Data Science Final Project: Myers-Briggs Prediction

Team 16: Bianca Antonio, Chang Park, Chethan Valleru, Connor Byron, Gopika Ajaykumar, Vivian Tan

8 min readMay 5, 2018

Personality Types Key for Identifying your Myers-Briggs Personality

Overview

The Myers Briggs Type Indicator (or MBTI for short) is a personality type system that divides everyone into 16 distinct personality types across 4 axis:

Introversion (I) — Extroversion (E)
Intuition (N) — Sensing (S)
Thinking (T) — Feeling (F)
Judging (J) — Perceiving (P)

The purpose of this project is to investigate if any patterns can be detected in a person’s specific personality type in connection to their style of writing and to explore the validity of the test in analyzing, predicting, or categorizing behavior.
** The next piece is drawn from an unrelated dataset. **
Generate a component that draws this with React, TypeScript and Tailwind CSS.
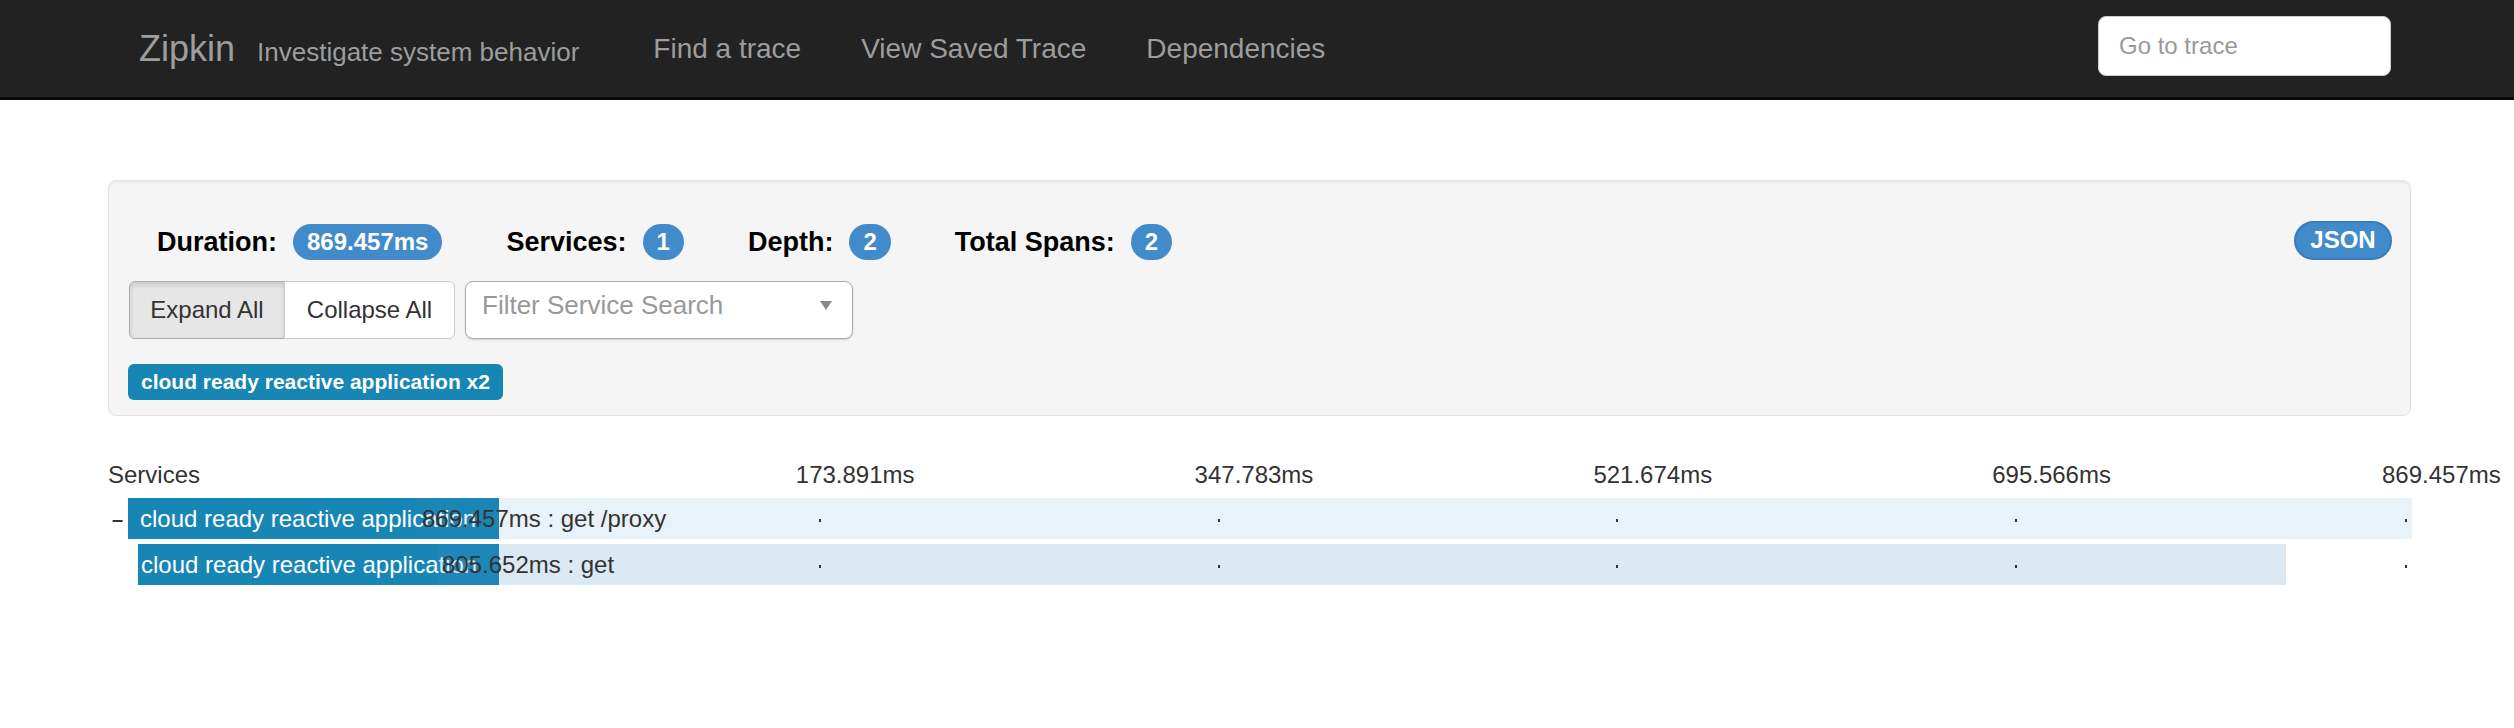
import React from "react";

const total = 869.457;
const origin = 310;
const barSpan = 1994;
const pxPerMs = barSpan / total;

const links = ["Find a trace", "View Saved Trace", "Dependencies"];

const stats = [
  { label: "Duration:", value: "869.457ms", cls: "" },
  { label: "Services:", value: "1", cls: "ml-[64px]" },
  { label: "Depth:", value: "2", cls: "ml-[64px]" },
  { label: "Total Spans:", value: "2", cls: "ml-[64px]" },
];

const spans = [
  {
    name: "get /proxy",
    start: 0,
    duration: 869.457,
    indent: "w-[20px]",
    handle: "w-[371px] pl-[12px]",
    bar: "bg-[rgba(66,139,202,0.11)]",
    toggle: true,
  },
  {
    name: "get",
    start: 8.72,
    duration: 805.652,
    indent: "w-[30px]",
    handle: "w-[361px] pl-[3px]",
    bar: "bg-[rgba(66,139,202,0.19)]",
    toggle: false,
  },
];

const ticks = [1, 2, 3, 4, 5].map((i) => {
  const x = origin + (i * barSpan) / 5;
  return {
    label: ((total * i) / 5).toFixed(3) + "ms",
    labelX: Math.min(x - 21, 2274),
    dotX: Math.min(x + 2, 2297),
  };
});

const Navbar = () => (
  <div className="flex items-center h-[100px] bg-[#222222] border-b-[3px] border-[#080808]">
    <div className="flex items-baseline ml-[139px]">
      <span className="text-[36px] text-[#9d9d9d]">Zipkin</span>
      <span className="ml-[22px] text-[26px] text-[#9d9d9d]">
        Investigate system behavior
      </span>
    </div>
    <nav className="flex ml-[44px]">
      {links.map((l) => (
        <a key={l} className="px-[30px] text-[28px] text-[#9d9d9d]">
          {l}
        </a>
      ))}
    </nav>
    <input
      placeholder="Go to trace"
      className="ml-auto mr-[123px] self-start mt-[16px] w-[293px] h-[60px] rounded-[8px] border border-[#cccccc] bg-white px-[20px] text-[24px] text-[#555] placeholder:text-[#999999] outline-none"
    />
  </div>
);

const Badge = ({ children }: { children: React.ReactNode }) => (
  <span className="flex items-center h-[36px] px-[14px] rounded-full bg-[#428bca] text-white text-[24px] font-bold leading-none">
    {children}
  </span>
);

const TracePanel = () => (
  <div className="rounded-[8px] border border-[#e3e3e3] bg-[#f5f5f5] shadow-[inset_0_2px_2px_rgba(0,0,0,0.05)] pl-[19px] pr-[18px] pt-[41px] pb-[15px]">
    <div className="flex items-center h-[40px] pl-[29px]">
      {stats.map((s) => (
        <div key={s.label} className={`flex items-center gap-[16px] ${s.cls}`}>
          <span className="text-[27px] font-bold text-black">{s.label}</span>
          <Badge>{s.value}</Badge>
        </div>
      ))}
      <button className="ml-auto mb-[4px] flex items-center justify-center w-[98px] h-[39px] rounded-full bg-[#428bca] border-2 border-[#357ebd] text-white text-[24px] font-bold">
        JSON
      </button>
    </div>

    <div className="flex mt-[19px] ml-[1px]">
      <div className="flex">
        <button className="w-[156px] h-[58px] border border-[#adadad] bg-[#e6e6e6] shadow-[inset_0_3px_5px_rgba(0,0,0,0.125)] rounded-l-[6px] text-[24px] text-[#333]">
          Expand All
        </button>
        <button className="w-[171px] h-[58px] -ml-px border border-[#cccccc] bg-white rounded-r-[6px] text-[24px] text-[#333]">
          Collapse All
        </button>
      </div>
      <div className="ml-[10px] flex w-[388px] h-[58px] rounded-[8px] border border-[#aaaaaa] bg-white shadow-[0_1px_2px_rgba(0,0,0,0.15)]">
        <span className="pl-[16px] pt-[8px] text-[26px] leading-[30px] text-[#999999]">
          Filter Service Search
        </span>
        <svg
          className="ml-auto mr-[20px] mt-[19px]"
          width="12"
          height="9"
          viewBox="0 0 12 9"
        >
          <polygon points="0,0 12,0 6,9" fill="#888888" />
        </svg>
      </div>
    </div>

    <div className="mt-[25px] flex items-center w-fit h-[36px] px-[13px] rounded-[6px] bg-[#1786b4] text-white text-[21px] font-bold">
      cloud ready reactive application x2
    </div>
  </div>
);

const Timeline = () => (
  <div className="mt-[45px] text-[24px] text-[#333]">
    <div className="relative h-[28px] leading-[28px]">
      <span>Services</span>
      {ticks.map((t) => (
        <span
          key={t.label}
          className="absolute top-0 whitespace-nowrap"
          style={{ left: t.labelX }}
        >
          {t.label}
        </span>
      ))}
    </div>

    {spans.map((s, i) => (
      <div
        key={s.name}
        className={`relative flex items-center h-[41px] ${i === 0 ? "mt-[9px]" : "mt-[5px]"}`}
      >
        <div className={`${s.indent} pl-[4px] text-[20px] font-bold text-[#333]`}>
          {s.toggle ? "–" : ""}
        </div>
        <div
          className={`${s.handle} h-full flex items-center bg-[#1786b4] text-white whitespace-nowrap overflow-hidden`}
        >
          cloud ready reactive application
        </div>
        <div
          className={`absolute top-0 h-full flex items-center pl-[4px] whitespace-nowrap ${s.bar}`}
          style={{
            left: origin + s.start * pxPerMs,
            width: s.duration * pxPerMs,
          }}
        >
          {s.duration.toFixed(3)}ms : {s.name}
        </div>
        {ticks.map((t) => (
          <span
            key={t.label}
            className="absolute top-[21px] w-[2px] h-[3px] bg-[#333]"
            style={{ left: t.dotX }}
          />
        ))}
      </div>
    ))}
  </div>
);

export default function App() {
  return (
    <div className="min-h-[728px] bg-white font-['Liberation_Sans',Arial,sans-serif]">
      <Navbar />
      <div className="pl-[108px] pr-[103px] pt-[80px]">
        <TracePanel />
        <Timeline />
      </div>
    </div>
  );
}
The dataset contains ~8600 observations (people), where each observation gives a person’s:

Myers-Briggs personality type (as a 4-letter code)
An excerpt containing the last 50 posts on their PersonalityCafe forum (each entry separated by “|||”)

The overall goal for the outcome is to be able to predict a person’s personality type based on some text that they have written, as well as evaluate the validity of the MBTI’s test and its ability to predict the converse — using MBTIs to predict language styles and behavior.

(A more detailed description can be found here: https://www.kaggle.com/datasnaek/mbti-type)

Method Summary

In order to make our classifications, we will likely try using an XGBoost classifier (since XGBoost tends to do well in many Kaggle competitions, even when the data has had little preprocessing). We may also try using other classification methods that we learned about in class, such as Logistic Regression, SVM, or Random Forests (or a neural network with a softmax output layer). Since we are given text data, we will also spend a lot of time on feature extraction using tools like BeautifulSoup and existing
sentiment analysis algorithms.

(We will go in-depth about these methods later in this blog post).

Data

The idea of the project is to use these posts to predict the personality type of a user. As mentioned above, the dataset from Kaggle comes with two columns: the Myers-Briggs type of a user and 50+ user posts stored as strings. Here is an abbreviated example of the first 5 rows:

Class Imbalance

Our dataset was fairly imbalanced for the first two categories (I vs. E and N vs. S).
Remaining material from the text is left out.